I'm trying to use cumsum
and mutate
to create a column showing growth over time. I'm able to produce what I want with cumsum
on its own by naming the column in question -- but the ultimate goal is to use across
to apply cumsum
to an arbitrary number of columns. (Figured I should get it right on one column first ...)
Here's what I'm working with
dat <- data.frame(year=c("2008", "2011", "2012", "2013", "2014", "2015", "2016", "2017", "2018", "2019", "2020", "2021", "2022", "2023"), count = c(1, 1, 1, 1, 1, 1, 2, 3, 3, 3, 0, 2, 2, 3))
I can create a cumulative column with
dat[,"CulmCount1"]<-cumsum(dat$count)
and thought that I could do the same with
dat <- dat %>% group_by(count) %>% mutate(CulmCount2 = cumsum(count))
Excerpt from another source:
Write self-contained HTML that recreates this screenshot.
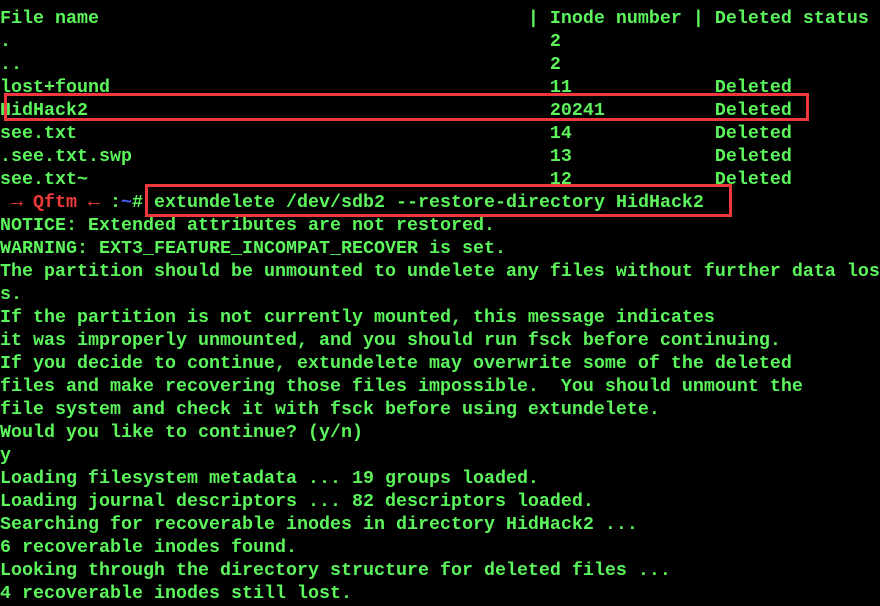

but that stops the cumulative count after 2015 and doesn't make any sense at all when we get to 2023. (If it didn't work at all, I'd think I was grouping wrong, but I don't understand why it stops cumulating.)
You can just use cumsum
directly, no grouping needed:
dat <- dat |> mutate(ct = cumsum(count))
assertthat::are_equal(dat$CulmCount1, dat$ct) #TRUE
Note: The cumsum
values look kind of funny in your group_by
version if you just look at them in the order they appear in dat
. But remember that you're grouping by count
, so all the 2's go together, the 3's go together, etc.
Try
data |>
arrange(count) |>
group_by(count) |>
mutate(CulmCount2 = cumsum(count))
and it'll be a lot clearer to see what was going on with your code.